At the moment, St. Louis manager Tony La Russa has a dilemma for a potential Game 7. He could start Game 3 pitcher Kyle Lohse (three runs on five hits and two walks in three innings), or bring back Game 4 starter Edwin Jackson (three runs on three hits and seven walks in 5 1/3 innings) on three days' rest or, even give veteran Jake Westbrook (one scoreless relief inning in the postseason) his first October start.
But if Wednesday's game is washed out and Games 6 and 7 are moved to Thursday and Friday, a win by St. Louis in Game 6 would give La Russa the chance to bring back his ace, Chris Carpenter, on three days' rest for Game 7.
Washington was clear on Monday that he would still start Matt Harrison in that game, although he could change his mind and turn to Derek Holland, who threw 8 1/3 shutout and two-hit innings in his Game 4 win and would have had four full days of rest by Game 7.
For the Cardinals to win their 11th world championship, they will have to do something no team has done since the Red Sox pulled it off from Aug. 23-25: beat the Rangers in back-to-back games. Since that modest three-game skid, the Rangers have played 45 regular- and postseason games without having lost two in a row.
Coincidentally, it was during that streak -- on Aug. 24, to be precise -- that the Cardinals fell to their lowest point in the NL wild card race, 10 ½ games behind the Braves. They finished the year on a 23-9 tear to earn a playoff berth on the season's final day.

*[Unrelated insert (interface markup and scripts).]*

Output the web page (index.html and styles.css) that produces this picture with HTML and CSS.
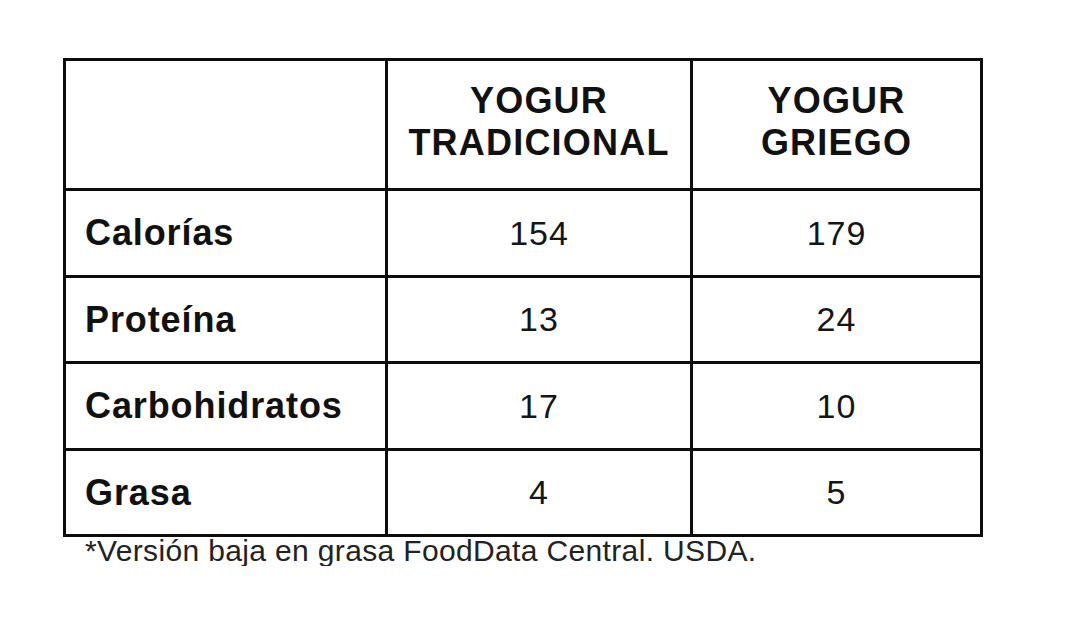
FILE: index.html
```html
<!DOCTYPE html>
<html lang="es">
<head>
<meta charset="utf-8">
<title>Yogur tradicional vs griego</title>
<link rel="stylesheet" href="styles.css">
</head>
<body>
<main class="page">
  <table class="nutri">
    <colgroup>
      <col class="c-label">
      <col class="c-trad">
      <col class="c-grie">
    </colgroup>
    <thead>
      <tr class="head-row">
        <th></th>
        <th>YOGUR<br>TRADICIONAL</th>
        <th>YOGUR<br>GRIEGO</th>
      </tr>
    </thead>
    <tbody>
      <tr class="r1">
        <th class="label">Calorías</th>
        <td>154</td>
        <td>179</td>
      </tr>
      <tr class="r2">
        <th class="label">Proteína</th>
        <td>13</td>
        <td>24</td>
      </tr>
      <tr class="r3">
        <th class="label">Carbohidratos</th>
        <td>17</td>
        <td>10</td>
      </tr>
      <tr class="r4">
        <th class="label">Grasa</th>
        <td>4</td>
        <td>5</td>
      </tr>
    </tbody>
  </table>
  <p class="note">*Versión baja en grasa FoodData Central. USDA.</p>
</main>
</body>
</html>
```

FILE: styles.css
```css
* { box-sizing: border-box; }

html, body {
  margin: 0;
  padding: 0;
  background: #ffffff;
}

body {
  font-family: "Liberation Sans", Arial, sans-serif;
  color: #111111;
}

.page {
  padding: 58px 0 0 63px;
}

.nutri {
  width: 920px;
  table-layout: fixed;
  border-collapse: separate;
  border-spacing: 0;
  border: 3px solid #0d0d0d;
}

.c-label { width: 322px; }
.c-trad { width: 305px; }
.c-grie { width: 287px; }

.nutri th,
.nutri td {
  padding: 0;
  border-right: 3px solid #0d0d0d;
  border-bottom: 3px solid #0d0d0d;
  text-align: center;
  vertical-align: middle;
}

.nutri tr > :last-child { border-right: none; }
.nutri tbody tr:last-child > * { border-bottom: none; }

.head-row th {
  height: 130px;
  font-size: 36px;
  line-height: 42px;
  font-weight: bold;
  letter-spacing: 1.2px;
  padding-bottom: 5px;
}

.r1 > * { height: 87px; }
.r2 > * { height: 86px; }
.r3 > * { height: 87px; }
.r4 > * { height: 83px; }

.nutri .label {
  text-align: left;
  padding-left: 19px;
  font-size: 36px;
  font-weight: bold;
  letter-spacing: 0.9px;
}

.nutri td {
  font-size: 34px;
  font-weight: normal;
  letter-spacing: 1px;
  color: #151515;
}

.note {
  margin: -1px 0 0 22px;
  font-size: 30px;
  line-height: 30px;
  letter-spacing: 0.35px;
  color: #222222;
}
```
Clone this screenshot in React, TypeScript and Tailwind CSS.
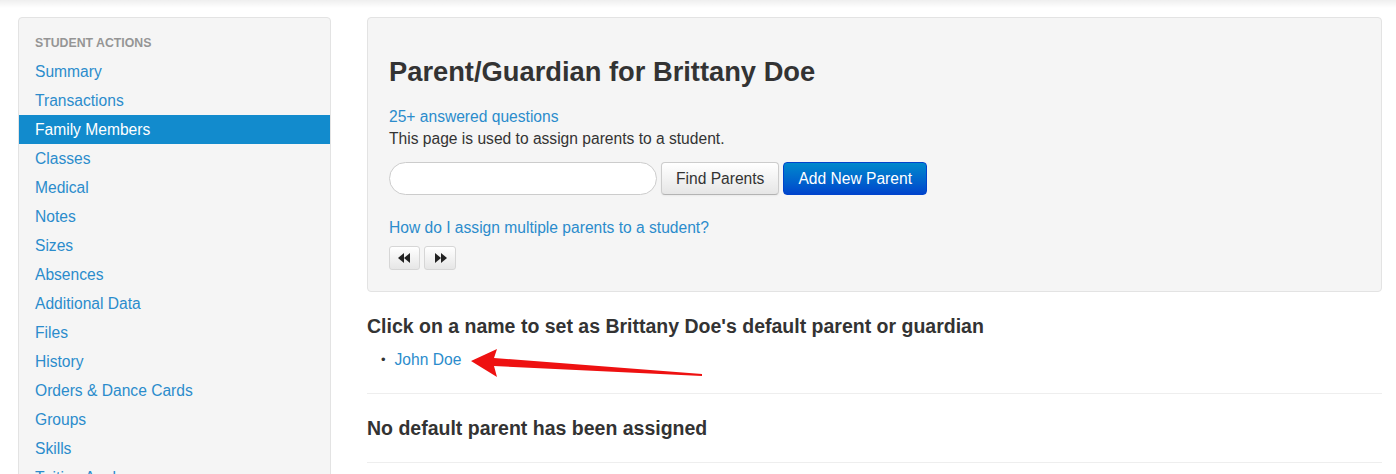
import React from 'react'

const actions = [
  'Summary',
  'Transactions',
  'Family Members',
  'Classes',
  'Medical',
  'Notes',
  'Sizes',
  'Absences',
  'Additional Data',
  'Files',
  'History',
  'Orders & Dance Cards',
  'Groups',
  'Skills',
  'Tuition Analyzer',
  'Emails',
]

function Sidebar() {
  return (
    <div className="w-[313px] shrink-0 bg-[#f5f5f5] border border-[#e3e3e3] rounded-[4px] pt-[15px] pb-[9px]">
      <div className="px-[16px] h-[20px] leading-[20px] text-[12.3px] font-bold uppercase text-[#959595] mb-[4px]">
        Student Actions
      </div>
      <ul>
        {actions.map((item) => {
          const active = item === 'Family Members'
          return (
            <li key={item}>
              <a
                href="#"
                className={
                  active
                    ? 'block h-[29px] leading-[29px] px-[16px] text-[15.6px] bg-[#128bcd] text-white'
                    : 'block h-[29px] leading-[29px] px-[16px] text-[15.6px] text-[#2b8ccc]'
                }
              >
                {item}
              </a>
            </li>
          )
        })}
      </ul>
    </div>
  )
}

function BackIcon() {
  return (
    <svg width="13" height="10" viewBox="0 0 13 10">
      <polygon points="0,5 6,0 6,10" fill="#222" />
      <polygon points="6,5 12,0 12,10" fill="#222" />
    </svg>
  )
}

function ForwardIcon() {
  return (
    <svg width="13" height="10" viewBox="0 0 13 10">
      <polygon points="1,0 7,5 1,10" fill="#222" />
      <polygon points="7,0 13,5 7,10" fill="#222" />
    </svg>
  )
}

function Arrow() {
  return (
    <svg
      className="absolute left-[87px] top-[-2px] pointer-events-none"
      width="240"
      height="36"
      viewBox="0 0 240 36"
    >
      <polygon
        points="3,14 29,2 26,11 234,27 234,29 26,19 29,30"
        fill="#ee1111"
      />
    </svg>
  )
}

export default function App() {
  return (
    <div className="min-h-screen bg-white text-[#333333] text-[15.6px]" style={{ fontFamily: '"Liberation Sans", Arial, sans-serif' }}>
      <div className="h-[8px] bg-gradient-to-b from-[#efefef] to-white" />
      <div className="flex gap-[36px] pl-[18px] pr-[14px] pt-[9px]">
        <Sidebar />

        <div className="flex-1 min-w-0">
          <div className="bg-[#f5f5f5] border border-[#e3e3e3] rounded-[4px] pl-[21px] pr-[21px] pt-[38px] pb-[21px]">
            <h2 className="text-[27.3px] leading-[32px] font-bold text-[#333333]">
              Parent/Guardian for Brittany Doe
            </h2>
            <div className="mt-[18px] leading-[22px]">
              <a href="#" className="text-[#2b8ccc]">25+ answered questions</a>
            </div>
            <p className="leading-[22px]">This page is used to assign parents to a student.</p>
            <div className="flex items-center gap-[4px] mt-[12px]">
              <input
                type="text"
                className="w-[268px] h-[33px] bg-white border border-[#cccccc] rounded-full px-[12px] outline-none"
              />
              <button className="h-[33px] px-[14px] text-[15.6px] text-[#333333] border border-[#cccccc] border-b-[#b3b3b3] rounded-[4px] bg-gradient-to-b from-white to-[#e6e6e6] shadow-[inset_0_1px_0_rgba(255,255,255,0.2),0_1px_2px_rgba(0,0,0,0.05)]">
                Find Parents
              </button>
              <button className="h-[33px] px-[14px] text-[15.6px] text-white border border-[#0044cc] rounded-[4px] bg-gradient-to-b from-[#0088cc] to-[#0044cc]">
                Add New Parent
              </button>
            </div>
            <div className="mt-[22px] leading-[22px]">
              <a href="#" className="text-[#2b8ccc]">How do I assign multiple parents to a student?</a>
            </div>
            <div className="flex gap-[4px] mt-[7px]">
              <button className="w-[31px] h-[24px] flex items-center justify-center border border-[#d6d6d6] rounded-[3px] bg-gradient-to-b from-white to-[#e6e6e6]">
                <BackIcon />
              </button>
              <button className="w-[32px] h-[24px] flex items-center justify-center border border-[#d6d6d6] rounded-[3px] bg-gradient-to-b from-white to-[#e6e6e6]">
                <ForwardIcon />
              </button>
            </div>
          </div>

          <h4 className="mt-[21px] text-[19.5px] leading-[26px] font-bold text-[#333333]">
            Click on a name to set as Brittany Doe's default parent or guardian
          </h4>
          <ul className="mt-[10px] pl-[14px]">
            <li className="relative leading-[22px] flex items-center">
              <span className="text-[13px] mr-[9px] text-[#333333]">•</span>
              <a href="#" className="text-[#2b8ccc]">John Doe</a>
              <Arrow />
            </li>
          </ul>
          <hr className="mt-[22px] border-t border-[#eeeeee]" />
          <h4 className="mt-[21px] text-[19.5px] leading-[26px] font-bold text-[#333333]">
            No default parent has been assigned
          </h4>
          <hr className="mt-[21px] border-t border-[#eeeeee]" />
        </div>
      </div>
    </div>
  )
}
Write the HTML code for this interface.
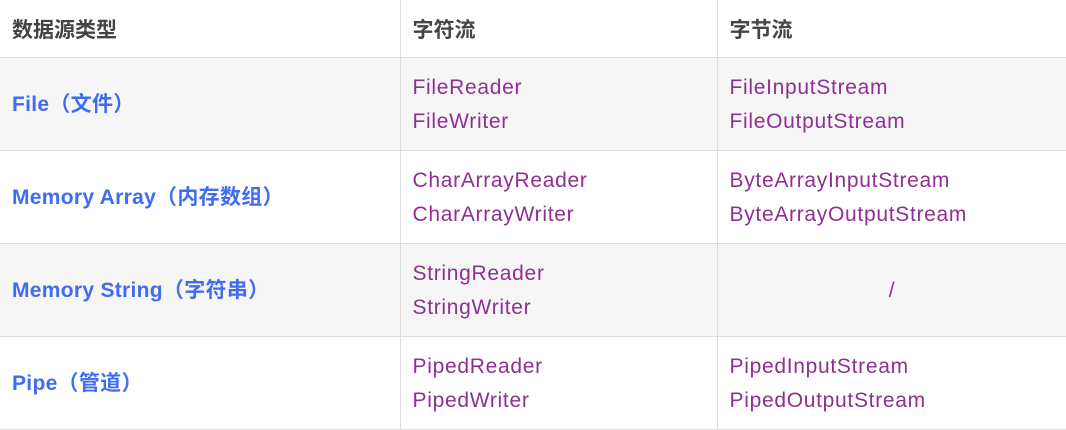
<!DOCTYPE html>
<html><head><meta charset="utf-8"><style>
html,body{margin:0;padding:0;background:#fff;}
body{width:1066px;height:428px;overflow:hidden;font-family:"Liberation Sans","Noto Sans CJK SC",sans-serif;font-size:21px;}
table{border-collapse:collapse;width:1067px;table-layout:fixed;}
td,th{border:1px solid #ddd;padding:1px 0 0 12px;text-align:left;vertical-align:middle;}
tr>*:first-child{border-left:none;}
th{height:56px;color:#444;font-weight:bold;border-top:none;}
td{height:91px;line-height:34px;color:#8f2f93;letter-spacing:0.7px;}
tr.g td{background:#f6f6f6;}
td.k{color:#3e6cf4;font-weight:bold;letter-spacing:0.3px;}
td.c{text-align:center;padding:1px 0 0 0;}
</style></head><body>
<table>
<colgroup><col style="width:400px"><col style="width:317px"><col style="width:350px"></colgroup>
<tr><th>数据源类型</th><th>字符流</th><th>字节流</th></tr>
<tr class="g"><td class="k">File（文件）</td><td>FileReader<br>FileWriter</td><td>FileInputStream<br>FileOutputStream</td></tr>
<tr><td class="k">Memory Array（内存数组）</td><td>CharArrayReader<br>CharArrayWriter</td><td>ByteArrayInputStream<br>ByteArrayOutputStream</td></tr>
<tr class="g"><td class="k">Memory String（字符串）</td><td>StringReader<br>StringWriter</td><td class="c">/</td></tr>
<tr><td class="k">Pipe（管道）</td><td>PipedReader<br>PipedWriter</td><td>PipedInputStream<br>PipedOutputStream</td></tr>
</table>
</body></html>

"The only historical stat I looked to this year is where we started [our comeback] in August," St. Louis reliever Marc Rzepcynski said. "Obviously we came back from 10 1/2 games back. After that, all the flukes and all the statistics, we're not worried about [being behind 3-2]."
Now back home and sleeping in their own beds, the Cardinals must find a way to wake up their bats. If they do, there'll be no need for a happy flight but there will be a joyous parade.